Todo dia se encomenda um filme pra alguém, coisa que obviamente envolve primeiro um roteirista, que trabalha contra o relógio e com o bafo dos produtores no cangote. Mas a gente nem pensa nisso. Agora, se se encomenda um livro, é um deus nos acuda. Ao mesmo tempo, tem um monte de gente que diz que temos de profissionalizar os escritores brasileiros. Pelo visto, o grande empecilho não é o mercado, mas a quantidade de românticos recolhidos.

A nacionalidade de Deus

Há quase trinta anos, escrevi que Deus é brasileiro, mas, como Pelé, joga pros gringos. Pelé nem joga mais, mas Deus continua brasileiro e, como todos os nossos melhores craques, sua a camiseta lá fora.

Humor ou falta de

Cortázar disse, num texto de La vuelta al día en ochenta mundos, que “uma das provas do subdesenvolvimento de nossos países é a falta de naturalidade de seus escritores; a outra é a falta de humor, pois este não nasce sem naturalidade”. Eu poderia parar por aqui, mas vamos lá: como a vida é, sempre, meio velório, meio farra, se você não percebe um deles, você é uma pessoa muito limitada. E se só vê o velório e escreve como se não quisesse ofender a viúva, é bem provável que seja muito, muito chato, além de limitado.
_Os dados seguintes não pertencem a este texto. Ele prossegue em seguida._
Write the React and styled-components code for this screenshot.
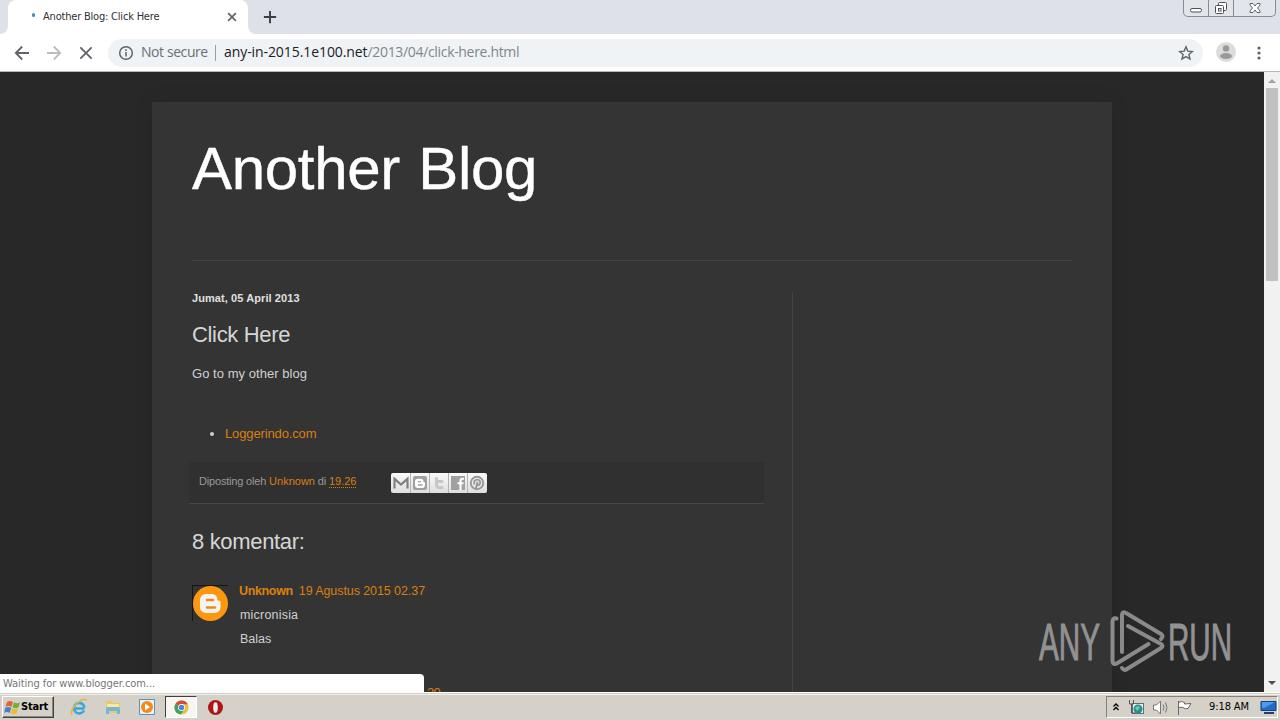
import React from "react";
import styled, { createGlobalStyle } from "styled-components";

const Global = createGlobalStyle`
  * { box-sizing: border-box; }
  body { margin: 0; overflow: hidden; }
  svg { display: block; flex: none; }
`;

const ui = `"Open Sans", "Noto Sans", sans-serif`;
const tahoma = `"DejaVu Sans Condensed", "DejaVu Sans", sans-serif`;

const Screen = styled.div`
  position: relative;
  width: 1280px;
  height: 720px;
  display: flex;
  flex-direction: column;
  overflow: hidden;
  background: #fff;
  font-family: "Liberation Sans", Arial, sans-serif;
`;

/* ---------- browser frame ---------- */
const TabStrip = styled.div`
  height: 34px;
  display: flex;
  background: #dee1e8;
`;
const TabGap = styled.div`
  width: 8px;
  background: #fff;
  &::before {
    content: "";
    display: block;
    height: 34px;
    background: #dee1e8;
    border-radius: 0 0 8px 0;
  }
`;
const Tab = styled.div`
  width: 240px;
  display: flex;
  align-items: center;
  padding: 0 10px 0 22px;
  background: #fff;
  border-radius: 8px 8px 0 0;
`;
const Loader = styled.div`
  width: 3px;
  height: 4px;
  margin: -4px 8px 0 2px;
  border-radius: 2px;
  background: #4b87c4;
`;
const TabTitle = styled.div`
  flex: 1;
  font: 11px/16px ${tahoma};
  letter-spacing: -0.2px;
  color: #303236;
  white-space: nowrap;
`;
const StripRest = styled.div`
  flex: 1;
  background: #fff;
`;
const StripFill = styled.div`
  height: 34px;
  display: flex;
  justify-content: space-between;
  background: #dee1e8;
  border-radius: 0 0 0 8px;
  padding: 0 4px 0 15px;
`;
const NewTab = styled.div`
  display: flex;
  align-items: center;
`;
const Controls = styled.div`
  display: flex;
  height: 17px;
  border: 1px solid #868b95;
  border-top: 0;
  border-radius: 0 0 5px 5px;
  background: #e2e5ea;
`;
const Control = styled.div`
  width: ${(p) => p.$w}px;
  display: flex;
  justify-content: center;
  align-items: center;
  & + & { border-left: 1px solid #868b95; }
`;
const Toolbar = styled.div`
  height: 38px;
  display: flex;
  align-items: center;
  padding: 0 14px 0 14px;
  border-bottom: 1px solid #b5b7ba;
  background: #fff;
`;
const NavButton = styled.div`
  width: 16px;
  margin-right: 16px;
`;
const Omnibox = styled.div`
  width: 1095px;
  height: 28px;
  margin-left: -2px;
  padding: 0 9px 0 10px;
  display: flex;
  align-items: center;
  border-radius: 14px;
  background: #f0f3f5;
  font: 14px/20px ${ui};
  white-space: nowrap;
`;
const Security = styled.span`
  width: 67px;
  margin: -2px 0 0 7px;
  color: #6b7074;
  letter-spacing: -0.42px;
`;
const Pipe = styled.span`
  width: 1px;
  height: 16px;
  margin: 0 8px 0 7px;
  background: #9a9ea2;
`;
const Url = styled.span`
  flex: 1;
  margin-top: -2px;
  color: #202124;
  letter-spacing: -0.08px;
`;
const Path = styled.span`
  color: #80868b;
  letter-spacing: -0.33px;
`;
const Account = styled.div`
  margin: 0 0 0 12px;
`;
const Menu = styled.div`
  margin-left: 20px;
`;

/* ---------- page ---------- */
const Viewport = styled.div`
  height: 620px;
  display: flex;
`;
const Page = styled.div`
  flex: 1;
  padding: 30px 152px 0;
  background: #282828;
  overflow: hidden;
`;
const Sheet = styled.div`
  height: 620px;
  padding: 0 40px;
  background: #343434;
  box-shadow: 0 0 20px rgba(0, 0, 0, 0.08);
`;
const Header = styled.header`
  height: 159px;
  padding-top: 32px;
  border-bottom: 1px solid #424242;
`;
const BlogTitle = styled.h1`
  margin: 0;
  font-size: 60px;
  line-height: 70px;
  font-weight: 400;
  letter-spacing: -0.32px;
  word-spacing: 2px;
  -webkit-text-stroke: 0.4px #fff;
  color: #fff;
`;
const Columns = styled.div`
  display: flex;
  padding-top: 31px;
`;
const Main = styled.main`
  width: 600px;
  height: 440px;
  color: #d0d0d0;
`;
const Sidebar = styled.aside`
  flex: 1;
  border-left: 1px solid #454545;
`;
const PostDate = styled.h2`
  margin: 0;
  font-size: 11px;
  line-height: 12px;
  letter-spacing: 0.08px;
  color: #e0e0e0;
`;
const Heading = styled.h3`
  margin: ${(p) => p.$top}px 0 0;
  font-size: 22px;
  line-height: 26px;
  font-weight: 400;
  letter-spacing: -0.33px;
  color: #d6d6d6;
`;
const Body = styled.div`
  margin-top: 17px;
  font-size: 13px;
  line-height: 18px;
  letter-spacing: 0.04px;
`;
const List = styled.ul`
  margin: 42px 0 0;
  padding: 0 0 0 33px;
  font-size: 13px;
  line-height: 18px;
`;
const Link = styled.a`
  color: #d87f10;
  letter-spacing: ${(p) => p.$ls || 0}px;
`;
const PostFooter = styled.div`
  width: 575px;
  height: 42px;
  margin: 19px 0 0 -3px;
  padding-left: 10px;
  display: flex;
  align-items: center;
  background: #303030;
  border-bottom: 1px solid #474747;
  font-size: 11px;
  line-height: 14px;
  color: #999;
`;
const Byline = styled.div`
  width: 192px;
  margin-top: -3px;
  letter-spacing: -0.18px;
  white-space: nowrap;
`;
const Time = styled(Link)`
  border-bottom: 1px dotted #d87f10;
`;
const Share = styled.div`
  display: flex;
  width: 96px;
  height: 20px;
  border-radius: 2px;
  overflow: hidden;
  background: linear-gradient(#fafafa, #dedede);
`;
const ShareButton = styled.div`
  width: 19px;
  padding: 2px 1px 0;
  & + & { border-left: 1px solid #b4b4b4; padding-left: 0; }
`;
const Comment = styled.div`
  display: flex;
  margin-top: 26px;
`;
const Avatar = styled.div`
  width: 36px;
  height: 36px;
  margin-top: 4px;
  border-top: 1px solid #161616;
  border-left: 1px solid #161616;
`;
const CommentBody = styled.div`
  margin-left: 11px;
  font-size: 12.5px;
  line-height: 24px;
`;
const CommentLine = styled.div`
  margin-top: ${(p) => (p.$first ? -2 : 0)}px;
  padding-left: ${(p) => (p.$first ? 0 : 1)}px;
  letter-spacing: ${(p) => p.$ls || 0}px;
`;
const Author = styled.b`
  margin-right: 6px;
  letter-spacing: -0.35px;
  color: #dd820c;
`;
const NextComment = styled.div`
  margin: 33px 0 0 235px;
  font-size: 13px;
  line-height: 18px;
  color: #d87f10;
  letter-spacing: -0.7px;
`;
const Scrollbar = styled.div`
  width: 16px;
  display: flex;
  flex-direction: column;
  align-items: center;
  background: #f1f1f1;
`;
const Thumb = styled.div`
  width: 12px;
  height: 193px;
  margin-bottom: auto;
  background: #c1c1c1;
`;
const StatusBubble = styled.div`
  position: absolute;
  left: 0;
  top: 674px;
  width: 424px;
  height: 18px;
  padding: 1px 0 0 3px;
  border-radius: 0 4px 0 0;
  background: #fff;
  font: 11px/18px ${tahoma};
  letter-spacing: -0.06px;
  color: #74777a;
`;
const Watermark = styled.div`
  position: absolute;
  left: 1036px;
  top: 606px;
`;

/* ---------- taskbar ---------- */
const Taskbar = styled.div`
  height: 28px;
  display: flex;
  align-items: center;
  padding-top: 1px;
  border-top: 1px solid #fff;
  background: #d5d1c9;
  box-shadow: inset 0 1px 0 #d5d1c9, inset 0 2px 0 #f0eeea;
`;
const Start = styled.div`
  width: 52px;
  height: 22px;
  margin: 0 8px 0 2px;
  display: flex;
  align-items: center;
  padding-left: 1px;
  border: 1px solid;
  border-color: #fff #404040 #404040 #fff;
  box-shadow: inset -1px -1px 0 #8d8981;
  font: bold 11px/16px ${tahoma};
  letter-spacing: -0.2px;
  color: #000;
`;
const Launch = styled.div`
  width: 34px;
  height: 22px;
  display: flex;
  align-items: center;
  justify-content: center;
`;
const ActiveTask = styled(Launch)`
  width: 32px;
  margin: 0 1px;
  border: 1px solid;
  border-color: #404040 #fff #fff #404040;
  background: #f7f6f4;
`;
const Tray = styled.div`
  width: 172px;
  height: 22px;
  margin: 0 2px 0 auto;
  padding-left: 5px;
  display: flex;
  align-items: center;
  border: 1px solid;
  border-color: #85817a #fff #fff #85817a;
`;
const TraySlot = styled.div`
  width: ${(p) => p.$w}px;
`;
const Clock = styled.div`
  width: 51px;
  font: 11px/16px ${tahoma};
  letter-spacing: -0.1px;
  color: #000;
  white-space: nowrap;
`;

const B = "M5 2h4.2a3.6 3.6 0 0 1 3.6 3.6c0 .8.3 1 1 1 .7 0 1.2.4 1.2 1.1V11a4 4 0 0 1-4 4H5a4 4 0 0 1-4-4V6a4 4 0 0 1 4-4z";

function Stroke({ size = 16, color = "#5f6368", d, w = 1.8 }) {
  return (
    <svg width={size} height={size} viewBox="0 0 16 16" fill="none" stroke={color} strokeWidth={w}>
      <path d={d} />
    </svg>
  );
}

function Browser() {
  return (
    <>
      <TabStrip>
        <TabGap />
        <Tab>
          <Loader />
          <TabTitle>Another Blog: Click Here</TabTitle>
          <Stroke size={12} d="M2.8 2.8l10.4 10.4M13.2 2.8L2.8 13.2" w={2.2} />
        </Tab>
        <StripRest>
          <StripFill>
            <NewTab><Stroke size={14} color="#3c4043" d="M8 1v14M1 8h14" w={2.2} /></NewTab>
            <Controls>
              <Control $w={24}>
                <svg width="14" height="16" fill="#fff" stroke="#4d5159"><rect x="1.5" y="8.5" width="11" height="3.5" rx="1.5" /></svg>
              </Control>
              <Control $w={25}>
                <svg width="14" height="16" fill="#fff" stroke="#4d5159">
                  <rect x="4.500" y="2.500" width="8" height="8" rx="1" /><rect x="1.500" y="5.500" width="8" height="8" rx="1" /><rect x="4.500" y="8.500" width="2.500" height="2.500" />
                </svg>
              </Control>
              <Control $w={42}>
                <svg width="14" height="16" fill="#fff" stroke="#60646c"><path d="M2 3.500h3l2 2.500 2-2.500h3v1.500L9.500 8l2.500 3v1.500H9L7 10l-2 2.500H2V11l2.500-3L2 5z" /></svg>
              </Control>
            </Controls>
          </StripFill>
        </StripRest>
      </TabStrip>
      <Toolbar>
        <NavButton><Stroke d="M15 8H2M8.200 1.500L1.800 8l6.400 6.500" /></NavButton>
        <NavButton><Stroke color="#babcbe" d="M1 8h13M7.800 1.500L14.200 8l-6.400 6.500" /></NavButton>
        <NavButton><Stroke d="M2.300 2.300l11.400 11.400M13.700 2.300L2.300 13.700" /></NavButton>
        <Omnibox>
          <svg width="16" height="16" fill="none" stroke="#5f6368" strokeWidth="1.500">
            <circle cx="8" cy="8" r="6.300" /><path d="M8 7v4.500M8 4.300v1.600" />
          </svg>
          <Security>Not secure</Security>
          <Pipe />
          <Url>any-in-2015.1e100.net<Path>/2013/04/click-here.html</Path></Url>
          <Stroke d="M8 1.800l1.800 4.300 4.600.4-3.500 3 1.100 4.500L8 11.600 4 14l1.100-4.500-3.500-3 4.600-.4z" w={1.4} />
        </Omnibox>
        <Account>
          <svg width="22" height="22">
            <circle cx="11" cy="10" r="10" fill="#dcdcdc" /><circle cx="11" cy="6.400" r="3.200" fill="#999" /><ellipse cx="11" cy="14" rx="6" ry="3" fill="#999" />
          </svg>
        </Account>
        <Menu>
          <svg width="4" height="16" fill="#5f6368"><circle cx="2" cy="3" r="1.600" /><circle cx="2" cy="8" r="1.600" /><circle cx="2" cy="13" r="1.600" /></svg>
        </Menu>
      </Toolbar>
    </>
  );
}

function ShareBar() {
  return (
    <Share>
      <ShareButton><svg width="17" height="16" fill="none" stroke="#808080" strokeWidth="2.200"><path d="M2.500 13.500V3.800L9 9.500l6.500-5.700v9.700" /></svg></ShareButton>
      <ShareButton>
        <svg width="17" height="16"><rect x="2" y="1" width="14" height="14" rx="2" fill="#a0a0a0" /><path d={B} fill="#fff" transform="translate(3.300 2.300) scale(.710)" /><path d="M7 6.600h3M7 10h4.500" stroke="#a0a0a0" strokeWidth="1.400" /></svg>
      </ShareButton>
      <ShareButton><svg width="17" height="16" fill="none" stroke="#c6c6c6" strokeWidth="3" strokeLinecap="round"><path d="M6.500 3.500V9.500q0 3 3 3h2.500M6.500 6.500h5.500" /></svg></ShareButton>
      <ShareButton>
        <svg width="17" height="16"><path d="M2 1h14v14H2z" fill="#a0a0a0" /><path d="M15 3.800h-1.500q-2 0-2 2V15M8.500 8.300h6" fill="none" stroke="#fff" strokeWidth="2.100" /></svg>
      </ShareButton>
      <ShareButton>
        <svg width="17" height="16" fill="none" stroke="#989898" strokeWidth="1.900"><circle cx="9" cy="8" r="6.200" /><path d="M6.500 9.300C5.200 6.500 7 4.600 9.300 4.600s3.600 2.200 2.600 4.200-2.900 1.400-2.900.3M9.500 6.800L7.800 14" /></svg>
      </ShareButton>
    </Share>
  );
}

function Blog() {
  return (
    <Page>
      <Sheet>
        <Header><BlogTitle>Another Blog</BlogTitle></Header>
        <Columns>
          <Main>
            <PostDate>Jumat, 05 April 2013</PostDate>
            <Heading $top={18}>Click Here</Heading>
            <Body>Go to my other blog</Body>
            <List><li><Link $ls={-0.13}>Loggerindo.com</Link></li></List>
            <PostFooter>
              <Byline>Diposting oleh <Link>Unknown</Link> di <Time>19.26</Time></Byline>
              <ShareBar />
            </PostFooter>
            <Heading as="h4" $top={25}>8 komentar:</Heading>
            <Comment>
              <Avatar>
                <svg width="36" height="36"><circle cx="17.500" cy="17.500" r="17.500" fill="#fb980f" /><path d={B} fill="#f4f4f4" transform="translate(5.500 5) scale(1.470)" /><path d="M14 14h6M14 21.500h8" stroke="#ed8b13" strokeWidth="2.600" strokeLinecap="round" /></svg>
              </Avatar>
              <CommentBody>
                <CommentLine $first><Author>Unknown</Author><Link $ls={-0.08}>19 Agustus 2015 02.37</Link></CommentLine>
                <CommentLine $ls={0.2}>micronisia</CommentLine>
                <CommentLine>Balas</CommentLine>
              </CommentBody>
            </Comment>
            <NextComment>20</NextComment>
          </Main>
          <Sidebar />
        </Columns>
      </Sheet>
    </Page>
  );
}

function AnyRun() {
  return (
    <Watermark>
      <svg width="210" height="76" fill="#929292" stroke="#929292" strokeWidth="1" fontFamily="Liberation Sans, sans-serif" fontSize="52">
        <text x="3" y="53.500" textLength="61" lengthAdjust="spacingAndGlyphs">ANY</text>
        <text x="132" y="53.500" textLength="64" lengthAdjust="spacingAndGlyphs">RUN</text>
        <g fill="none" stroke="#8a8a8a" strokeWidth="4" strokeLinejoin="round" strokeLinecap="round">
          <path d="M80.500 12.500Q76.500 11.500 76.500 16v38q0 6 5 3l31-19" />
          <path d="M86 46V9q0-4 4-2l35 21q3 2 0 5" />
          <path d="M92 20l33 18q3 2 0 4L91 63q-3 2-5-1" />
        </g>
      </svg>
    </Watermark>
  );
}

function Chrome() {
  return (
    <svg width="15" height="15" viewBox="0 0 16 16">
      <circle cx="8" cy="8" r="7.500" fill="#e8c23a" /><path d="M8 8L1.500 4.200A7.500 7.500 0 0 1 14.700 4.600H8z" fill="#d44937" />
      <path d="M8 8L1.500 4.200A7.500 7.500 0 0 0 7.200 15.500L11 9.800z" fill="#3fa35b" /><circle cx="8" cy="8" r="3.700" fill="#fff" /><circle cx="8" cy="8" r="2.900" fill="#4c86db" />
    </svg>
  );
}

function Launches() {
  return (
    <>
      <Launch>
        <svg width="18" height="18" fill="none"><path d="M14.500 10.500H5M14 12.500a5.300 5.300 0 1 1 .5-3" stroke="#3ba6dc" strokeWidth="2.600" /><path d="M2 16.500C-1 13 10-1 16.500 2" stroke="#e0b544" strokeWidth="1.500" /></svg>
      </Launch>
      <Launch>
        <svg width="18" height="18"><path d="M2 3h6l1 2h7v10H2z" fill="#e7ca67" /><path d="M3 6h12v5H3z" fill="#f9e99f" /><path d="M2 16v-5q0-2 2-2h10q2 0 2 2v5h-3v-3H5v3z" fill="#72b7d9" /></svg>
      </Launch>
      <Launch>
        <svg width="18" height="18"><path d="M1.500 1.500h15v15h-15z" fill="#e9f1f7" stroke="#5e91bd" /><circle cx="9" cy="9" r="6" fill="#f18b19" /><path d="M7 5.500l5 3.500-5 3.500z" fill="#fff" /></svg>
      </Launch>
      <ActiveTask><Chrome /></ActiveTask>
      <Launch>
        <svg width="17" height="17"><circle cx="8.500" cy="8.500" r="7.500" fill="#ae1517" /><ellipse cx="8.500" cy="8.500" rx="2.300" ry="5.300" fill="#eee" /></svg>
      </Launch>
    </>
  );
}

function Desk() {
  return (
    <Taskbar>
      <Start>
        <svg width="17" height="17" viewBox="0 0 17 17">
          <path d="M3 3q3-2 6 0L7.500 8q-3-2-6 0z" fill="#e9642d" /><path d="M10 3.300q3 1.700 6 0L14.500 8.300q-3 1.700-6 0z" fill="#74af3d" />
          <path d="M1.200 9q3-2 6 0l-1.500 5q-3-2-5.500 0z" fill="#3e83ce" /><path d="M8.200 9.300q3 1.700 6 0l-1.500 5q-3 1.700-6 0z" fill="#efbb32" />
        </svg>
        Start
      </Start>
      <Launches />
      <Tray>
        <TraySlot $w={16}><Stroke size={8} color="#000" d="M3 7l5-5 5 5M3 14l5-5 5 5" w={2.6} /></TraySlot>
        <TraySlot $w={24}>
          <svg width="17" height="17"><rect x="4.500" y="4.500" width="11" height="10" fill="#eee" stroke="#59737d" /><circle cx="10" cy="10" r="4.500" fill="#278f96" /><path d="M7 9q3-4 5 0l-3 3" fill="#76c6a1" /><path d="M1.500 1v4h4V1M3.500 5v9h4" fill="none" stroke="#555" /></svg>
        </TraySlot>
        <TraySlot $w={24}>
          <svg width="18" height="17" fill="#fff" stroke="#777"><path d="M1.500 6h3l4-4v13l-4-4h-3z" /><path d="M11 5.500q2 3 0 6M13.500 3.500q3 5 0 10" fill="none" /></svg>
        </TraySlot>
        <TraySlot $w={33}>
          <svg width="18" height="17" fill="#fff" stroke="#666"><path d="M2.500 2v14M2.500 3.500q3-2 6 0V5l6.500-.5-3 5q-3 1-5-1-2-.5-4 0" /></svg>
        </TraySlot>
        <Clock>9:18 AM</Clock>
        <svg width="17" height="16"><path d="M1 2.500h15v9H1z" fill="#236bc9" stroke="#173f82" /><path d="M2 3h13L4 9H2z" fill="#4e9be8" /><path d="M4 14h10" stroke="#293e62" strokeWidth="2" /></svg>
      </Tray>
    </Taskbar>
  );
}

export default function App() {
  return (
    <Screen>
      <Global />
      <Browser />
      <Viewport>
        <Blog />
        <Scrollbar>
          <svg width="16" height="16"><path d="M4 11l4-4 4 4z" fill="#a3a3a3" /></svg>
          <Thumb />
          <svg width="16" height="16"><path d="M4 5l4 4 4-4z" fill="#505050" /></svg>
        </Scrollbar>
      </Viewport>
      <StatusBubble>Waiting for www.blogger.com...</StatusBubble>
      <AnyRun />
      <Desk />
    </Screen>
  );
}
Outra coisa: muitas grandes obras começaram de brincadeiras, como Gargantua ou Dom Quixote. Não é incomum. Como dizia Bioy Casares: “Se escrevem poucos grandes livros com o propósito de escrever uma obra-prima. Em troca, com um propósito circunstancial…”. Talvez, ao não levar muito a sério a própria obra, um escritor escreva com mais liberdade e aí o inconsciente pode se soltar.

Sejamos sérios

Claro que seriedade não é sinônimo de carranca ou de pose solene. Se fosse, José Sarney seria um escritor sério e o Cervantes um bobalhão insignificante. O tema do Cervantes, o nosso desajuste com a realidade, digamos, é dos mais sérios, dos mais trágicos, e nos acompanha desde as cavernas e nos acompanhará na colonização de Marte. No entanto ele o encarou de modo jocoso, e seu romance continua de pé, depois de mais de quatrocentos anos, porque Cervantes foi o mais fundo possível e o fez de modo divertido.

Enfim, não há assunto que não possa ser visto com humor. Começando pela morte. Se a morte pode, por que não o resto, o amor, o sexo, a corrupção, a violência, a injustiça? Só precisa talento. Mais nada. Agora, se o humor não é a sua praia, muito bem, é melhor deixar pra lá mesmo. Só não venha cantar a superioridade da carranca e da solenidade.